Viennese waltz

R had to go to Vienna for work last week so he tagged a couple of extra days onto his trip and I flew out to spend the weekend with him and one of my oldest friends, Ed, who happens to live and work in Vienna. We stayed in his beautiful white, warm apartment, sharing the bedroom with his collection of beautiful and well-loved houseplants. As we had already been to Vienna a few years ago, this time we didn’t feel any pressure to see everything in the guidebook. We managed instead to have a relaxed and low-key few days. Endless streams of chatter, countless coffees and a smattering of snow! And perhaps a little glimpse into real Viennese life.

On Saturday, after restorative coffees and a reunion with R, we headed to the Weiner Riesenrad, (the city’s giant Ferris wheel to you and me). It was a little rickety (it was built in 1897 after all), but the views from the top were wonderful, and I had lots of fun taking photos and watching flocks of birds swooping around us as the afternoon turned to evening.

Not sure I'd fancy having my tea in here.....

After our Ferris wheel adventure, we took a trip on one of the city’s beautiful old trams around the Ringstrasse, which circles the historical centre. Ed was our tour guide.

In the evening, we met up with a couple of other friends who coincidentally also happened to be in Vienna and sipped the first of the evening’s many cocktails. After dinner at the newly opened


 we walked and shivered (it was freezing!) all the way to

If Dogs Run Free

 (after the Bob Dylan song?) where we stayed, chatting in the smoke and the heat and the dark until the early hours, when tiredness took over and it was time to head home.  

I had Jimmy's Margharita. Whoever he is, he makes a mean one.

I loved this sign above the doorway to the bar

This cocktail (recommended by Ed) was called The Last Word. You can see the alcohol-soaked morello cherry lurking in its depths. I enjoyed it very muchly. 

On Sunday morning we had a leisurely breakfast and I spent a long time admiring Ed's collection of houseplants. That boy has green fingers.

Oak tree in the making. He grew this from an acorn that came all the way from Wales. I told it to grow strong and tall. 

European window porn.

After R managed to drag me away from the plants, we headed off to the Freud museum and then to the Kunsthistorisches museum (after a quick stop for a würst). Two very kind Austrian tourists gave us their tickets so we went in for free! The museum was incredible - absolutely vast, palatial and ridiculously ornate. Home to rooms and rooms of the most beautiful paintings, artefacts, jewels and trinkets. We spent a peaceful couple of hours, wandering, gazing, oohing and ahhing to each other.

View from Freud's waiting room. I liked the parasols. 

Complicated-looking machine used for something. Can't remember!

We spent a lot of time with the Breughels. They were pretty amazing. 

All sorts of weird, wonderful and priceless things that the Hapsburgs just had lying around their house. As you do. 

The Saliera! Is this the most elaborate salt and pepper cellar you've ever seen?!

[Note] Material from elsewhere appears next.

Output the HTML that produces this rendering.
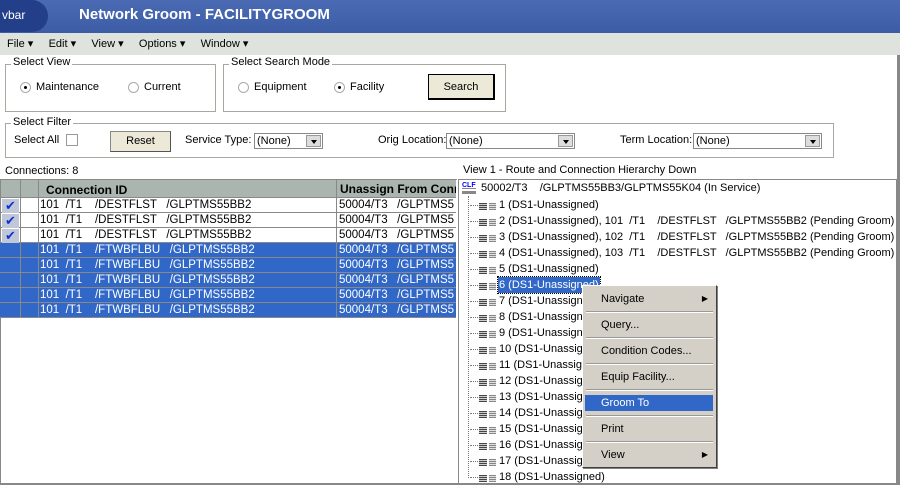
<!DOCTYPE html>
<html><head><style>
*{margin:0;padding:0;box-sizing:border-box}
body{width:900px;height:485px;overflow:hidden;background:#fff;font-family:"Liberation Sans",sans-serif;font-size:11px;color:#000;position:relative}
.a{position:absolute;white-space:nowrap}
fieldset{position:absolute;border:1px solid #a8a8a0;border-top-color:#a8a8a0}
.lg{position:absolute;background:#fff;padding:0 2px;font-size:11px}
.rad{position:absolute;width:11px;height:11px;border-radius:50%;border:1px solid #aaa;background:#fff}
.rad.on:after{content:"";position:absolute;left:3px;top:3px;width:3px;height:3px;border-radius:50%;background:#000}
.btn{position:absolute;background:#ece9d8;border:1px solid #888;border-right-color:#555;border-bottom-color:#555;text-align:center}
.sel{position:absolute;height:16px;border:1px solid #888;background:#fff;padding-left:2px;line-height:14px}
.sel i{position:absolute;right:1px;top:1px;width:15px;height:12px;background:#ddd;border:1px solid #999}
.sel i:after{content:"";position:absolute;left:4px;top:4px;border:3px solid transparent;border-top:4px solid #000;border-bottom:0}
.row{position:absolute;left:0;width:456px;height:15px;border-bottom:1px solid #888;line-height:14px;font-size:11.5px;white-space:nowrap;overflow:hidden}
.row span{position:absolute;top:0;white-space:nowrap}
.sl{background:#3168c8;color:#fff}
.t{position:absolute;left:470px;font-size:11px;white-space:nowrap;height:16px;line-height:16px}
.t:before{content:"";position:absolute;left:0;top:8px;width:10px;border-top:1px dotted #777}
.ic{position:absolute;left:9px;top:6px;width:8px;height:7px;background:repeating-linear-gradient(#444 0 1px,#ccc 1px 2px)}
.ic2{position:absolute;left:19px;top:6px;width:7px;height:7px;background:repeating-linear-gradient(#888 0 1px,#ddd 1px 2px)}
.t b{font-weight:normal;position:absolute;left:29px}
.m{position:absolute;left:583px;width:133px;height:16px;line-height:16px;padding-left:18px;font-size:11px}
.sep{position:absolute;left:586px;width:127px;border-top:1px solid #999;border-bottom:1px solid #fff}
.ck{position:absolute;left:2px;width:17px;height:14px;background:#c0c8d8;color:#1030d0;font-size:13px;line-height:14px;text-align:center}
</style></head><body>
<div class="a" style="left:0;top:0;width:900px;height:33px;background:linear-gradient(#4a6bb4,#3d5ca6)"></div>
<div class="a" style="left:0;top:0;width:48px;height:32px;background:#233f8a;border-radius:0 16px 16px 0"></div>
<div class="a" style="left:2px;top:8px;color:#fff;font-size:12px">vbar</div>
<div class="a" style="left:79px;top:6px;color:#fff;font-size:15px;font-weight:bold">Network Groom - FACILITYGROOM</div>
<div class="a" style="left:0;top:33px;width:900px;height:22px;background:#dfe3dd"></div>
<div class="a" style="left:7px;top:37px;font-size:11px">File ▾&nbsp;&nbsp;&nbsp;&nbsp; Edit ▾&nbsp;&nbsp;&nbsp;&nbsp; View ▾&nbsp;&nbsp;&nbsp;&nbsp; Options ▾&nbsp;&nbsp;&nbsp;&nbsp; Window ▾</div>
<div class="a" style="left:897px;top:55px;width:3px;height:430px;background:#888"></div>
<div class="a" style="left:0;top:483px;width:900px;height:2px;background:#888"></div>

<fieldset style="left:5px;top:64px;width:211px;height:48px"></fieldset>
<div class="lg" style="left:11px;top:56px">Select View</div>
<div class="rad on" style="left:20px;top:82px"></div><div class="a" style="left:36px;top:81px">Maintenance</div>
<div class="rad" style="left:128px;top:82px"></div><div class="a" style="left:144px;top:81px">Current</div>

<fieldset style="left:223px;top:64px;width:283px;height:48px"></fieldset>
<div class="lg" style="left:229px;top:56px">Select Search Mode</div>
<div class="rad" style="left:238px;top:82px"></div><div class="a" style="left:254px;top:81px">Equipment</div>
<div class="rad on" style="left:334px;top:82px"></div><div class="a" style="left:350px;top:81px">Facility</div>
<div class="btn" style="left:428px;top:74px;width:67px;height:26px;line-height:24px;border:1px solid #000;border-right-width:2px;border-bottom-width:2px">Search</div>

<fieldset style="left:5px;top:123px;width:829px;height:35px"></fieldset>
<div class="lg" style="left:11px;top:116px">Select Filter</div>
<div class="a" style="left:14px;top:134px">Select All</div>
<div class="a" style="left:66px;top:134px;width:12px;height:12px;border:1px solid #999"></div>
<div class="btn" style="left:110px;top:131px;width:61px;height:21px;line-height:19px">Reset</div>
<div class="a" style="left:185px;top:134px">Service Type:</div>
<div class="sel" style="left:254px;top:133px;width:69px">(None)<i></i></div>
<div class="a" style="left:378px;top:134px">Orig Location:</div>
<div class="sel" style="left:446px;top:133px;width:129px">(None)<i></i></div>
<div class="a" style="left:620px;top:134px">Term Location:</div>
<div class="sel" style="left:693px;top:133px;width:129px">(None)<i></i></div>

<div class="a" style="left:5px;top:165px">Connections: 8</div>
<div class="a" style="left:463px;top:164px">View 1 - Route and Connection Hierarchy Down</div>

<div class="a" style="left:0;top:179px;width:457px;height:306px;border:1px solid #888;border-right:none"></div>
<div class="a" style="left:1px;top:180px;width:455px;height:18px;background:#a9b5ae;border-bottom:1px solid #888"></div>
<div class="a" style="left:46px;top:183px;font-weight:bold;font-size:12px">Connection ID</div>
<div class="a" style="left:340px;top:182px;font-weight:bold;font-size:12px;width:116px;overflow:hidden">Unassign From Conn</div>

<div class="row" style="top:198px"><span style="left:40px">101 &nbsp;/T1 &nbsp;&nbsp;&nbsp;/DESTFLST &nbsp;&nbsp;/GLPTMS55BB2</span><span style="left:339px">50004/T3 &nbsp;&nbsp;/GLPTMS5</span></div>
<div class="row" style="top:213px"><span style="left:40px">101 &nbsp;/T1 &nbsp;&nbsp;&nbsp;/DESTFLST &nbsp;&nbsp;/GLPTMS55BB2</span><span style="left:339px">50004/T3 &nbsp;&nbsp;/GLPTMS5</span></div>
<div class="row" style="top:228px"><span style="left:40px">101 &nbsp;/T1 &nbsp;&nbsp;&nbsp;/DESTFLST &nbsp;&nbsp;/GLPTMS55BB2</span><span style="left:339px">50004/T3 &nbsp;&nbsp;/GLPTMS5</span></div>
<div class="row sl" style="top:243px"><span style="left:40px">101 &nbsp;/T1 &nbsp;&nbsp;&nbsp;/FTWBFLBU &nbsp;&nbsp;/GLPTMS55BB2</span><span style="left:339px">50004/T3 &nbsp;&nbsp;/GLPTMS5</span></div>
<div class="row sl" style="top:258px"><span style="left:40px">101 &nbsp;/T1 &nbsp;&nbsp;&nbsp;/FTWBFLBU &nbsp;&nbsp;/GLPTMS55BB2</span><span style="left:339px">50004/T3 &nbsp;&nbsp;/GLPTMS5</span></div>
<div class="row sl" style="top:273px"><span style="left:40px">101 &nbsp;/T1 &nbsp;&nbsp;&nbsp;/FTWBFLBU &nbsp;&nbsp;/GLPTMS55BB2</span><span style="left:339px">50004/T3 &nbsp;&nbsp;/GLPTMS5</span></div>
<div class="row sl" style="top:288px"><span style="left:40px">101 &nbsp;/T1 &nbsp;&nbsp;&nbsp;/FTWBFLBU &nbsp;&nbsp;/GLPTMS55BB2</span><span style="left:339px">50004/T3 &nbsp;&nbsp;/GLPTMS5</span></div>
<div class="row sl" style="top:303px"><span style="left:40px">101 &nbsp;/T1 &nbsp;&nbsp;&nbsp;/FTWBFLBU &nbsp;&nbsp;/GLPTMS55BB2</span><span style="left:339px">50004/T3 &nbsp;&nbsp;/GLPTMS5</span></div>
<div class="a" style="left:20px;top:180px;width:1px;height:138px;background:#888"></div>
<div class="a" style="left:38px;top:180px;width:1px;height:138px;background:#888"></div>
<div class="a" style="left:336px;top:180px;width:1px;height:138px;background:#888"></div>
<div class="ck" style="top:199px">✔</div>
<div class="ck" style="top:214px">✔</div>
<div class="ck" style="top:229px">✔</div>

<div class="a" style="left:458px;top:179px;width:439px;height:306px;border:1px solid #888"></div>
<div class="a" style="left:462px;top:182px;width:14px;height:12px;font-size:7px;color:#00f;font-weight:bold;background:linear-gradient(transparent 6px,#888 6px,#888 7px,transparent 7px,transparent 9px,#888 9px)">CLF</div>
<div class="a" style="left:481px;top:182px;font-size:11px">50002/T3 &nbsp;&nbsp;&nbsp;/GLPTMS55BB3/GLPTMS55K04 (In Service)</div>
<div class="a" style="left:468px;top:196px;height:282px;border-left:1px dotted #777"></div>

<div class="t" style="top:197px"><i class="ic"></i><i class="ic2"></i><b>1 (DS1-Unassigned)</b></div>
<div class="t" style="top:213px"><i class="ic"></i><i class="ic2"></i><b>2 (DS1-Unassigned), 101 &nbsp;/T1 &nbsp;&nbsp;&nbsp;/DESTFLST &nbsp;&nbsp;/GLPTMS55BB2 (Pending Groom)</b></div>
<div class="t" style="top:229px"><i class="ic"></i><i class="ic2"></i><b>3 (DS1-Unassigned), 102 &nbsp;/T1 &nbsp;&nbsp;&nbsp;/DESTFLST &nbsp;&nbsp;/GLPTMS55BB2 (Pending Groom)</b></div>
<div class="t" style="top:245px"><i class="ic"></i><i class="ic2"></i><b>4 (DS1-Unassigned), 103 &nbsp;/T1 &nbsp;&nbsp;&nbsp;/DESTFLST &nbsp;&nbsp;/GLPTMS55BB2 (Pending Groom)</b></div>
<div class="t" style="top:261px"><i class="ic"></i><i class="ic2"></i><b>5 (DS1-Unassigned)</b></div>
<div class="t" style="top:277px"><i class="ic"></i><i class="ic2"></i><b style="background:#3168c8;color:#fff;left:28px;padding:0 1px;outline:1px dotted #000">6 (DS1-Unassigned)</b></div>
<div class="t" style="top:293px"><i class="ic"></i><i class="ic2"></i><b>7 (DS1-Unassigned)</b></div>
<div class="t" style="top:309px"><i class="ic"></i><i class="ic2"></i><b>8 (DS1-Unassigned)</b></div>
<div class="t" style="top:325px"><i class="ic"></i><i class="ic2"></i><b>9 (DS1-Unassigned)</b></div>
<div class="t" style="top:341px"><i class="ic"></i><i class="ic2"></i><b>10 (DS1-Unassigned)</b></div>
<div class="t" style="top:357px"><i class="ic"></i><i class="ic2"></i><b>11 (DS1-Unassigned)</b></div>
<div class="t" style="top:373px"><i class="ic"></i><i class="ic2"></i><b>12 (DS1-Unassigned)</b></div>
<div class="t" style="top:389px"><i class="ic"></i><i class="ic2"></i><b>13 (DS1-Unassigned)</b></div>
<div class="t" style="top:405px"><i class="ic"></i><i class="ic2"></i><b>14 (DS1-Unassigned)</b></div>
<div class="t" style="top:421px"><i class="ic"></i><i class="ic2"></i><b>15 (DS1-Unassigned)</b></div>
<div class="t" style="top:437px"><i class="ic"></i><i class="ic2"></i><b>16 (DS1-Unassigned)</b></div>
<div class="t" style="top:453px"><i class="ic"></i><i class="ic2"></i><b>17 (DS1-Unassigned)</b></div>
<div class="t" style="top:469px"><i class="ic"></i><i class="ic2"></i><b>18 (DS1-Unassigned)</b></div>

<div class="a" style="left:582px;top:285px;width:135px;height:183px;background:#d4d0c8;border:1px solid #fff;border-right-color:#404040;border-bottom-color:#404040;box-shadow:1px 1px 0 #808080"></div>
<div class="m" style="top:291px">Navigate<span style="position:absolute;right:8px;font-size:8px">▶</span></div>
<div class="sep" style="top:311px"></div>
<div class="m" style="top:317px">Query...</div>
<div class="sep" style="top:337px"></div>
<div class="m" style="top:343px">Condition Codes...</div>
<div class="sep" style="top:363px"></div>
<div class="m" style="top:369px">Equip Facility...</div>
<div class="sep" style="top:389px"></div>
<div class="m" style="top:395px;background:#3168c8;color:#fff;left:585px;width:128px;padding-left:16px">Groom To</div>
<div class="sep" style="top:415px"></div>
<div class="m" style="top:421px">Print</div>
<div class="sep" style="top:441px"></div>
<div class="m" style="top:447px">View<span style="position:absolute;right:8px;font-size:8px">▶</span></div>
</body></html>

When we emerged, it was snowing, much to my excitement! Soon everything (us included) was swathed in a feathery coating of white. Suddenly, the city looked even more beautiful than before, fuzzy and glowing in the lamplight. We sought shelter in the famous Café Spurl for a coffee and piece of cake, then caught the u-bahn home and went out for a late-evening pizza near Ed’s apartment.

On Monday R and I met Ed for a goodbye breakfast and then spent a lovely few hours wandering around the MuseumsQuartier, making a few purchases in the Leopold museum shop (what philistines!) and generally enjoying ourselves. Just off the main shopping street we found streets filled with independent shops – a beautiful little stationers, a sewing shop, a deli, sweet shops, toy shops and book shops. All wonderfully civilised and old-fashioned, like London of old. We decided it would be a lovely place to live, and felt very jealous of Ed.

R spent a long time staring at this little beauty. But at €85 it was a bit too 'spensive for us. Our hearts long for a real-sized one of our own. Maybe one day. 

These two were happily munching carrots and enjoying a little rest as we passed them. I thought they looked very handsome in the snow. 

Defeated by a couple of schnitzel. We were disappointed in ourselves. 

After a lunch of obscenely large schnitzels and an impulse buy from a tiny, friendly second hand shop, we breathed in the snowy air, sighed to be leaving, and said bye bye to Vienna again, talking of returning and London and how lovely a weekend it had been.